日本人ライダーとの契約は何度も行ってきたのだが、
外人契約は初めてで、具体的にどのような契約内容にするのかもう一つよく解らない。
こんなレースライダーの契約などについて社内には聞く人もいないので、
9月10日のことだが、ホンダのレース担当の前川さんに電話して『教えて欲しい』と頼んだのである。

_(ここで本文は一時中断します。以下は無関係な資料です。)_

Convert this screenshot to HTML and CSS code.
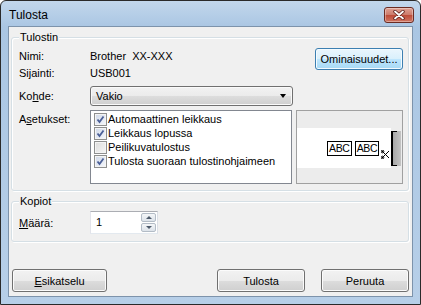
FILE: index.html
```html
<!DOCTYPE html>
<html>
<head>
    <title>Tulosta</title>
    <link rel="stylesheet" href="styles.css">
</head>
<body>
    <div class="window">
        <div class="titlebar">
            <span class="title">Tulosta</span>
            <button class="close">
                <svg width="14" height="10" viewBox="0 0 14 10">
                    <path d="M3 1.5 L11 8.5 M11 1.5 L3 8.5" stroke="#5a1e18" stroke-width="3.4" stroke-linecap="round"/>
                    <path d="M3 1.5 L11 8.5 M11 1.5 L3 8.5" stroke="#fff" stroke-width="1.8" stroke-linecap="round"/>
                </svg>
            </button>
        </div>

        <div class="client">
            <fieldset class="group printer">
                <legend>Tulostin</legend>

                <div class="info">
                    <div class="info-lines">
                        <span>Nimi:</span><span>Brother&nbsp; XX-XXX</span>
                        <span>Sijainti:</span><span>USB001</span>
                    </div>
                    <button class="btn btn-default">Ominaisuudet...</button>
                </div>

                <div class="field target">
                    <label>Ko<u>h</u>de:</label>
                    <div class="combo">
                        <span>Vakio</span>
                        <span class="arrow"></span>
                    </div>
                </div>

                <div class="field settings">
                    <label>A<u>s</u>etukset:</label>
                    <div class="listbox">
                        <div class="item"><span class="check on"></span>Automaattinen leikkaus</div>
                        <div class="item"><span class="check on"></span>Leikkaus lopussa</div>
                        <div class="item"><span class="check"></span>Peilikuvatulostus</div>
                        <div class="item"><span class="check on"></span>Tulosta suoraan tulostinohjaimeen</div>
                    </div>
                    <div class="preview">
                        <div class="tape">
                            <span class="tag">ABC</span>
                            <span class="tag">ABC</span>
                            <svg class="cut" width="9" height="9" viewBox="0 0 9 9">
                                <path d="M1 1 L8 8 M1 8 L8 1" stroke="#000" stroke-width="1"/>
                                <circle cx="1.5" cy="1.5" r="1.3" fill="none" stroke="#000" stroke-width="1"/>
                                <circle cx="1.5" cy="7.5" r="1.3" fill="none" stroke="#000" stroke-width="1"/>
                            </svg>
                            <span class="tape-end"></span>
                        </div>
                    </div>
                </div>
            </fieldset>

            <fieldset class="group copies">
                <legend>Kopiot</legend>
                <div class="field">
                    <label><u>M</u>äärä:</label>
                    <div class="spin">
                        <span class="spin-value">1</span>
                        <div class="spin-buttons">
                            <span class="spin-btn up"></span>
                            <span class="spin-btn down"></span>
                        </div>
                    </div>
                </div>
            </fieldset>

            <div class="actions">
                <button class="btn preview-btn"><u>E</u>sikatselu</button>
                <div class="actions-right">
                    <button class="btn">Tulosta</button>
                    <button class="btn">Peruuta</button>
                </div>
            </div>
        </div>
    </div>
</body>
</html>
```

FILE: styles.css
```css
* {
    box-sizing: border-box;
}

body {
    margin: 0;
    font-family: "Liberation Sans", Arial, sans-serif;
    font-size: 11px;
    color: #000;
    background: #fff;
}

.window {
    width: 421px;
    height: 305px;
    background: linear-gradient(#c2d7ec, #aac6e3 26px, #b7cfe8);
    border: 1px solid #2a2a2a;
    border-radius: 6px 6px 0 0;
    padding: 0 7px 7px;
    display: flex;
    flex-direction: column;
}

.titlebar {
    height: 25px;
    display: flex;
    justify-content: space-between;
}

.title {
    font-size: 12px;
    padding: 7px 0 0 1px;
}

.close {
    width: 30px;
    height: 16px;
    margin: 6px -1px 0 0;
    padding: 0;
    border: 1px solid #6b2b22;
    border-radius: 3px;
    background: linear-gradient(#dfa194, #cc7a6a 50%, #bd4a37 50%, #cf7562);
    box-shadow: inset 0 0 0 1px rgba(255, 255, 255, 0.35);
    display: flex;
    align-items: center;
    justify-content: center;
}

.client {
    flex: 1;
    background: #f0f0f0;
    border: 1px solid #7d93ab;
    padding: 4px 3px 4px 2px;
    display: flex;
    flex-direction: column;
}

.group {
    margin: 0;
    border: 1px solid #d5dfe5;
    border-radius: 3px;
    box-shadow: inset 1px 1px 0 #fff, 1px 1px 0 #fff;
    min-width: 0;
}

.group legend {
    padding: 0 1px;
    line-height: 13px;
    background: #f0f0f0;
}

.printer {
    padding: 4px 5px 6px 7px;
}

.copies {
    margin-top: 4px;
    padding: 3px 5px 7px 7px;
}

.info {
    display: flex;
    justify-content: space-between;
    align-items: flex-start;
}

.info-lines {
    display: grid;
    grid-template-columns: 71px auto;
    row-gap: 3px;
    line-height: 14px;
    padding-top: 1px;
}

.field {
    display: flex;
    align-items: flex-start;
}

.field label {
    width: 71px;
    flex-shrink: 0;
    line-height: 14px;
}

.target {
    margin-top: 6px;
    align-items: center;
}

.combo {
    width: 203px;
    height: 20px;
    border: 1px solid #707070;
    border-radius: 3px;
    background: linear-gradient(#f2f2f2, #ebebeb 50%, #dddddd 50%, #cfcfcf);
    box-shadow: inset 0 0 0 1px #fafafa;
    display: flex;
    align-items: center;
    justify-content: space-between;
    padding: 0 6px 0 5px;
}

.arrow {
    width: 0;
    height: 0;
    border-left: 3.5px solid transparent;
    border-right: 3.5px solid transparent;
    border-top: 4px solid #000;
}

.settings {
    margin-top: 4px;
}

.settings label {
    padding-top: 2px;
}

.listbox {
    width: 203px;
    height: 74px;
    border: 1px solid #828790;
    background: #fff;
    padding: 1px 3px;
}

.item {
    display: flex;
    align-items: center;
    height: 14px;
    white-space: nowrap;
}

.check {
    width: 13px;
    height: 13px;
    margin-right: 1px;
    border: 1px solid #8e8f8f;
    background: linear-gradient(135deg, #dcdcdc, #f6f6f6);
    box-shadow: inset 0 0 0 1px #f4f4f4;
    flex-shrink: 0;
}

.check.on {
    background:
        url("data:image/svg+xml,%3Csvg xmlns='http://www.w3.org/2000/svg' width='11' height='11'%3E%3Cpath d='M2.5 5.5 L4.5 8 L8.5 2.5' fill='none' stroke='%234a5f97' stroke-width='1.8'/%3E%3C/svg%3E") center/11px 11px no-repeat,
        linear-gradient(135deg, #cfd8e8, #f6f8fc);
}

.preview {
    width: 107px;
    height: 74px;
    margin-left: 4px;
    border: 1px solid #a0a0a0;
    background: #ececec;
    padding-top: 17px;
}

.tape {
    height: 40px;
    width: 94px;
    background: #fff;
    display: flex;
    align-items: center;
    justify-content: flex-end;
}

.tag {
    border: 1px solid #000;
    height: 15px;
    line-height: 13px;
    padding: 0 1px;
    font-size: 10.5px;
    letter-spacing: -0.3px;
    margin-left: 3px;
}

.cut {
    align-self: flex-end;
    margin: 0 1px 9px 2px;
}

.tape-end {
    width: 10px;
    height: 35px;
    margin-right: -10px;
    background: linear-gradient(90deg, #a8a8a8, #c4c4c4);
    border-left: 2px solid #000;
    position: relative;
}

.tape-end::before,
.tape-end::after {
    content: "";
    position: absolute;
    left: 0;
    width: 4px;
    height: 1px;
    background: #000;
}

.tape-end::before {
    top: 0;
}

.tape-end::after {
    bottom: 0;
}

.copies label {
    align-self: center;
}

.spin {
    width: 68px;
    height: 23px;
    border: 1px solid #abadb3;
    border-color: #abadb3 #dbdfe6 #e3e9ef #e2e3ea;
    background: #fff;
    display: flex;
    justify-content: space-between;
    padding: 1px 1px 1px 5px;
}

.spin-value {
    line-height: 18px;
}

.spin-buttons {
    width: 15px;
    display: flex;
    flex-direction: column;
    gap: 1px;
}

.spin-btn {
    flex: 1;
    border: 1px solid #b3bcc6;
    border-radius: 2px;
    background: linear-gradient(#f4f6f8, #dde3ea);
    display: flex;
    align-items: center;
    justify-content: center;
}

.spin-btn::after {
    content: "";
    border-left: 3px solid transparent;
    border-right: 3px solid transparent;
}

.up::after {
    border-bottom: 3px solid #4d5a6b;
}

.down::after {
    border-top: 3px solid #4d5a6b;
}

.actions {
    margin-top: auto;
    display: flex;
    justify-content: space-between;
    padding-left: 1px;
}

.actions-right {
    display: flex;
    gap: 16px;
}

.btn {
    height: 23px;
    width: 88px;
    font-family: inherit;
    font-size: 11px;
    color: #000;
    border: 1px solid #707070;
    border-radius: 3px;
    background: linear-gradient(#f2f2f2, #ebebeb 50%, #dddddd 50%, #cfcfcf);
    box-shadow: inset 0 0 0 1px #fbfbfb;
    padding: 0;
}

.preview-btn {
    width: 95px;
}

.btn-default {
    height: 22px;
    border-color: #3c7fb1;
    background: linear-gradient(#eaf6fd, #d9f0fc 50%, #bee6fd 50%, #a7d9f5);
    box-shadow: inset 0 0 0 1px #f4fbff;
}
```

前川さんとはMFJのレース運営委員会でご一緒しているだけの関係だったのだが、
電話をしたら快く引き受けて頂いたのである。
その日の2時に鈴鹿までお伺いして、具体的に教えてもらったのだが、
契約書の最後の『疑義を生じた場合は甲乙円満に話し合い・・』という日本式はダメだよ、
『疑義を生じた場合は甲の判断による』などと教えて貰ったのである。
契約書は当然英文なのだが、私が作ったのは日本文で、
その英訳は山田熙明さんに引き受けて頂いた。
山田熙明さんは神戸一中の私の先輩なのだが、
一中・一高・東大航空機の秀才は英訳などは至極簡単なようだった。
★そんなことで契約したエルンスト・デグナーだが、
彼がサーキットでカワサキに乗って走る姿は見られなかったのである。
9月29日のFISCOでの練習走行で転倒し頭部を打って、
御殿場の中央病院に入院するのだが、すぐに意識は回復して、
10月1日には明石市民病院に移して、完全回復することになったのだが、
それが突然意識がおかしくなってしまうのである。
それまでは英語を喋っていたのだが、そこからは突然ドイツ語になってしまって明石病院のお医者さんも困ってしまうのだが、
その通訳をされたのが、ドイツ留学を終えたばかりの大槻幸雄さんで、
明石病院のお医者さんもドイツ語を喋る大槻さんにビックリしてしまうのである。
当時は『脳外科のお医者さん』は非常に少なくて明石病院でも専門医はいなかったので、
急遽、神戸医大に移送したのが10月4日で、この1週間はデグナーのことで大変だったのだが、
神戸医大に移ってからは順調に回復して10月21日に無事退院するのである。
★この年の日本GPは初めて10月14日にFISUCOで開催され
カワサキはまだグリーンではないこんな赤タンクの時代だが、
GP125は安良岡健が7位に入るのである。
『カワサキのデグナー』はこんなことで見ることは出来なかったのである。
デグナーとは約2か月間いろいろとあったのだが、
彼はサーキットで、赤タンクのGPマシンに乗ることはなかったのである。
そんことでカワサキのデグナーは実現しなかったし、
カワサキがデグナーと契約したことなど、
殆どの方はご存じないのである。
★デグナーとの契約では、さらに後日談があって
契約金を日本円で渡したので、デグナーが海外に持ち出すことが出来ないというのである。
当時はまだそんな時代で、その後処理にも私は走り回ったのである。
いずれにしてもこの2か月間は私にとっては忘れられない大変な2ヶ月だったのである。
若し、カワサキのデグナーが実現していたら
ひょとして、もう少しいい線まで行ってたかも知れない。
そんなカワサキ単車の昔話である。